We Already Know the Future of Israel’s Courts. It’s Not Good.
Rabbinical courts, where appointments are based on political loyalty, offer a cautionary model of a judicial nightmare
It is difficult to even imagine what the judicial system will look like in the coming years if the overhaul being planned by Netanyahu and Levin regarding the judicial selection process becomes a reality. Under the terms of this revolution, the Judicial Selection Committee will be expanded to include 11 members, of which a majority of seven will be representatives of the governing coalition: ministers, coalition Knesset members, and representatives of the public, appointed by the minister of justice. Furthermore, according to this plan, the President of the Supreme Court will no longer have to be chosen from the serving panel of justices. Instead, the selection committee will be empowered to appoint as president someone who is not a Supreme Court judge. In addition, the selection of judges will require just a simple majority on the committee, even for appointments to the Supreme Court, such that the coalition will be able to choose justices even without the consent of the judiciary or the opposition.
But what will actually happen after the coalition – any coalition – takes absolute control of the Judicial Selection Committee? We know that the ruling parties will ensure that their political favorites will be appointed to all courts on the basis of the judges’ loyalty to the party leaders rather than their professional suitability. Thus, the Supreme Court, and all the other courts, will cease to be institutions with a high level of professionalism and which serve as a bulwark protecting the rule of law and civil rights. We know that the coalition will be able to control the administration of the courts and the daily conduct of judges via its appointment of the president of the Supreme Court. We know that in many cases, partisan and political considerations are liable to shape the way in which judges run their courts rather than the neutrality to which they are obligated. We know that relations of mutual interest may develop between judges and politicians. But what does all this mean in practice? What will our courts look like in this new political age, and how will judges act within this new environment?
In truth, it’s not so difficult to imagine this future reality, because we already have courts like these in Israel – the rabbinical courts.
A study by Ariel Finkelstein of the Israel Democracy Institute shows that the rabbinical courts are entirely contaminated with party and political interests. Israel’s chief rabbis, the presidents of the rabbinical courts, are chosen on a political basis, and according to Finkelstein, they have a clear party identity – for example, Rabbi Yitzhak Yosef very publicly consults with the heads of the Shas party on public and political issues. The appointment of judges (dayanim) is also clearly influenced by party and sectorial identity. The study reveals how close relations between parties and senior judges lead to administrative decisions in the rabbinical courts, such as appointments of heads of courts, appointments of heads of panels of judges, and the allocation of judges to particular courts, being made under pressure and influence from party interests.

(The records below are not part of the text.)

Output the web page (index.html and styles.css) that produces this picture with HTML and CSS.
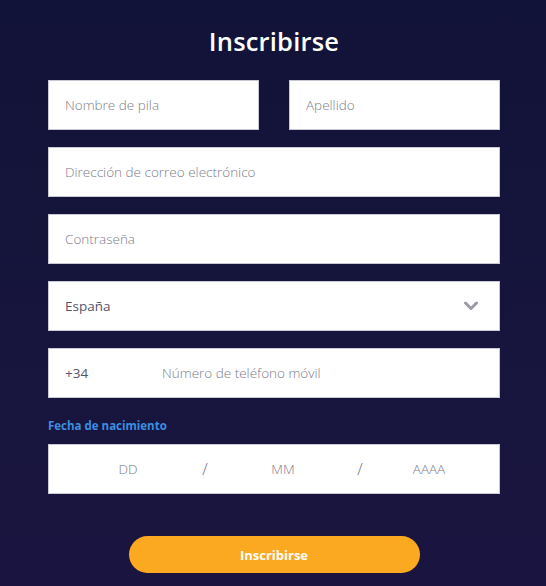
FILE: index.html
```html
<!DOCTYPE html>
<html lang="es">
<head>
<meta charset="utf-8">
<title>Inscribirse</title>
<link rel="stylesheet" href="styles.css">
</head>
<body>
<main class="page">
  <h1 class="title">Inscribirse</h1>
  <form class="form">
    <div class="row two">
      <div class="field"><span class="ph">Nombre de pila</span></div>
      <div class="field"><span class="ph">Apellido</span></div>
    </div>
    <div class="field"><span class="ph">Dirección de correo electrónico</span></div>
    <div class="field"><span class="ph">Contraseña</span></div>
    <div class="field select">
      <span class="val">España</span>
      <svg class="chev" width="14" height="10" viewBox="0 0 14 10"><path d="M1.5 2 L7 7.5 L12.5 2" fill="none" stroke="#9a9aa6" stroke-width="3" stroke-linecap="round" stroke-linejoin="round"/></svg>
    </div>
    <div class="field phone">
      <span class="val code">+34</span>
      <span class="ph">Número de teléfono móvil</span>
    </div>
    <div class="label">Fecha de nacimiento</div>
    <div class="field date">
      <span class="ph">DD</span>
      <span class="sep">/</span>
      <span class="ph">MM</span>
      <span class="sep">/</span>
      <span class="ph">AAAA</span>
    </div>
    <div class="actions">
      <button type="button" class="btn">Inscribirse</button>
    </div>
  </form>
</main>
</body>
</html>
```
FILE: styles.css
```css
* { box-sizing: border-box; }
html, body { margin: 0; padding: 0; }
body {
  background: linear-gradient(#121338, #1a1540);
  min-height: 586px;
  font-family: "Open Sans", "DejaVu Sans", sans-serif;
}
.page {
  padding: 24px 46px 0 48px;
}
.title {
  margin: 0 0 22px;
  text-align: center;
  color: #fff;
  font-size: 25.5px;
  font-weight: 600;
  line-height: 34px;
  letter-spacing: 0.2px;
}
.form {
  display: flex;
  flex-direction: column;
  gap: 17px;
}
.row.two {
  display: grid;
  grid-template-columns: 211px 211px;
  justify-content: space-between;
}
.field {
  height: 50px;
  background: #fff;
  border: 1px solid #c9c9d3;
  display: flex;
  align-items: center;
  padding: 0 16px;
  font-size: 13.5px;
}
.ph { color: #7c7c8c; font-weight: 300; }
.val { color: #55556a; font-weight: 400; }
.select { justify-content: space-between; padding-right: 21px; }
.phone .code { width: 97px; }
.label {
  color: #3d8ee0;
  font-size: 11.5px;
  font-weight: 700;
  margin: 4px 0 -6px;
  line-height: 14px;
}
.date {
  display: grid;
  grid-template-columns: 118px 36px 120px 34px 104px;
  padding: 0 20px;
  text-align: center;
}
.date .sep { color: #6b6b7a; font-size: 16px; font-weight: 300; }
.actions {
  display: flex;
  justify-content: center;
  margin-top: 25px;
}
.btn {
  width: 291px;
  height: 37px;
  border: none;
  border-radius: 19px;
  background: #fba920;
  color: #fff;
  font-family: inherit;
  font-weight: 700;
  font-size: 13px;
}
```
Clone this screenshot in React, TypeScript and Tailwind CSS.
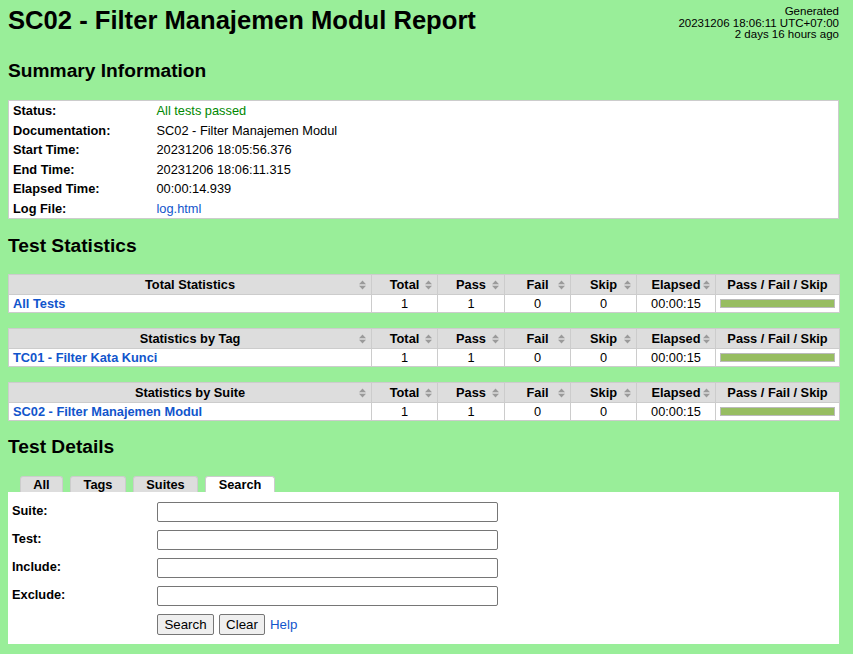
import type { ReactNode } from 'react'

const LINK = 'text-[#1155cc]'

function SortIcon() {
  return (
    <svg width="7" height="10" viewBox="0 0 7 10" fill="#9a9a9a" className="absolute right-[5px] top-1/2 -translate-y-1/2">
      <path d="M3.5 0.5L7 4.2H0z" />
      <path d="M0 5.8h7L3.5 9.5z" />
    </svg>
  )
}

function Th({ children, sort = true }: { children: ReactNode; sort?: boolean }) {
  return (
    <th className="relative border border-[#cccccc] px-[4px] text-center font-bold">
      {children}
      {sort && <SortIcon />}
    </th>
  )
}

function StatTable({ title, name }: { title: string; name: string }) {
  return (
    <table className="mb-[15px] w-[831px] table-fixed border-collapse">
      <colgroup>
        <col className="w-[363px]" />
        <col className="w-[66px]" />
        <col className="w-[67px]" />
        <col className="w-[66px]" />
        <col className="w-[66px]" />
        <col className="w-[79px]" />
        <col className="w-[124px]" />
      </colgroup>
      <thead>
        <tr className="h-[20px] bg-[#dddddd] leading-[15px]">
          <Th>{title}</Th>
          <Th>Total</Th>
          <Th>Pass</Th>
          <Th>Fail</Th>
          <Th>Skip</Th>
          <Th>Elapsed</Th>
          <Th sort={false}>Pass / Fail / Skip</Th>
        </tr>
      </thead>
      <tbody>
        <tr className="h-[18px] bg-white text-center leading-[15px]">
          <td className="border border-[#cccccc] px-[4px] text-left">
            <a className={`${LINK} font-bold`} href="#">{name}</a>
          </td>
          <td className="border border-[#cccccc]">1</td>
          <td className="border border-[#cccccc]">1</td>
          <td className="border border-[#cccccc]">0</td>
          <td className="border border-[#cccccc]">0</td>
          <td className="border border-[#cccccc]">00:00:15</td>
          <td className="border border-[#cccccc] px-[4px]">
            <div className="h-[9px] border border-[#bbbbbb] bg-[#97bd61]" />
          </td>
        </tr>
      </tbody>
    </table>
  )
}

const summary: [string, ReactNode][] = [
  ['Status:', <span className="text-[#008800]">All tests passed</span>],
  ['Documentation:', 'SC02 - Filter Manajemen Modul'],
  ['Start Time:', '20231206 18:05:56.376'],
  ['End Time:', '20231206 18:06:11.315'],
  ['Elapsed Time:', '00:00:14.939'],
  ['Log File:', <a className={LINK} href="#">log.html</a>],
]

const tabs = [
  { label: 'All', w: 'w-[43px]', active: false },
  { label: 'Tags', w: 'w-[56px]', active: false },
  { label: 'Suites', w: 'w-[65px]', active: false },
  { label: 'Search', w: 'w-[70px]', active: true },
]

export default function App() {
  return (
    <div className="min-h-screen bg-[#99ee99] pt-[6px] pl-[8px] font-['Liberation_Sans',Arial,sans-serif] text-[12.8px] text-black">
      <div className="w-[831px]">
        <div className="flex h-[29px] items-start justify-between">
          <h1 className="text-[25.6px] font-bold leading-[29px]">SC02 - Filter Manajemen Modul Report</h1>
          <div className="text-right text-[11.5px] leading-[11.7px]">
            <div>Generated</div>
            <div>20231206 18:06:11 UTC+07:00</div>
            <div>2 days 16 hours ago</div>
          </div>
        </div>

        <h2 className="mt-[25px] mb-[18px] text-[19.2px] font-bold leading-[22px]">Summary Information</h2>
        <table className="w-[831px] border-collapse border border-[#cccccc] bg-white">
          <tbody>
            {summary.map(([k, v]) => (
              <tr key={k} className="leading-[15.5px]">
                <th className="w-[144px] px-[4px] py-[2px] text-left align-top font-bold whitespace-nowrap">{k}</th>
                <td className="px-[4px] py-[2px] align-top">{v}</td>
              </tr>
            ))}
          </tbody>
        </table>

        <h2 className="mt-[16px] mb-[17px] text-[19.2px] font-bold leading-[22px]">Test Statistics</h2>
        <StatTable title="Total Statistics" name="All Tests" />
        <StatTable title="Statistics by Tag" name="TC01 - Filter Kata Kunci" />
        <StatTable title="Statistics by Suite" name="SC02 - Filter Manajemen Modul" />

        <h2 className="mt-0 mb-[18px] text-[19.2px] font-bold leading-[22px]">Test Details</h2>
        <div className="flex gap-[7px] pl-[12px]">
          {tabs.map((t) => (
            <div
              key={t.label}
              className={`${t.w} h-[16px] rounded-t-[3px] border border-b-0 border-[#cccccc] text-center font-bold leading-[16px] ${t.active ? 'bg-white' : 'bg-[#dddddd]'}`}
            >
              {t.label}
            </div>
          ))}
        </div>
        <div className="flex flex-col gap-[8px] bg-white pt-[10px] pb-[9px] pl-[4px]">
          {['Suite:', 'Test:', 'Include:', 'Exclude:'].map((l) => (
            <div key={l} className="flex">
              <label className="w-[145px] pt-[1px] font-bold leading-[15px]">{l}</label>
              <input className="h-[20px] w-[341px] rounded-[2px] border border-[#767676] bg-white" />
            </div>
          ))}
          <div className="flex items-center pl-[145px]">
            <button className="h-[21px] w-[57px] rounded-[2px] border border-[#767676] bg-[#efefef] text-[13.3px]">Search</button>
            <button className="ml-[5px] h-[21px] w-[46px] rounded-[2px] border border-[#767676] bg-[#efefef] text-[13.3px]">Clear</button>
            <a className={`${LINK} ml-[5px] text-[13.3px]`} href="#">Help</a>
          </div>
        </div>
      </div>
    </div>
  )
}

As Finkelstein shows, these flaws permeate deeply into the proceedings held in the courts. The Ombudsman for Complaints Against Judges receives complaints from the public about both regular courts and rabbinical courts. Over the last decade, the Ombudsman’s investigations have uncovered serious cases in which external players – rabbis, advisors, and political movers and shakers – routinely seek to directly influence judges’ decisions. Similarly, the Ombudsman reported that the percentage of complaints against rabbinical judges that were upheld (32.7%) was much higher than the equivalent figures for judges in other courts (ranging from 16.8% in magistrates’ courts to just 8.1% in the Supreme Court), and that it regularly received complaints against rabbinical judges for hearing arguments from one side, without giving the other side an opportunity to respond.
This is the model that Netanyahu and Levin want to replicate throughout Israel’s court system by means of their revolution. They want political, not professional, courts, which will do their bidding and allow their every whim, even at the cost of downgrading the quality of legal proceedings. But is this what we would like? Is this truly the desire of the citizens who voted for the public representatives who are now allowing the Netanyahu-Levin revolution to take place?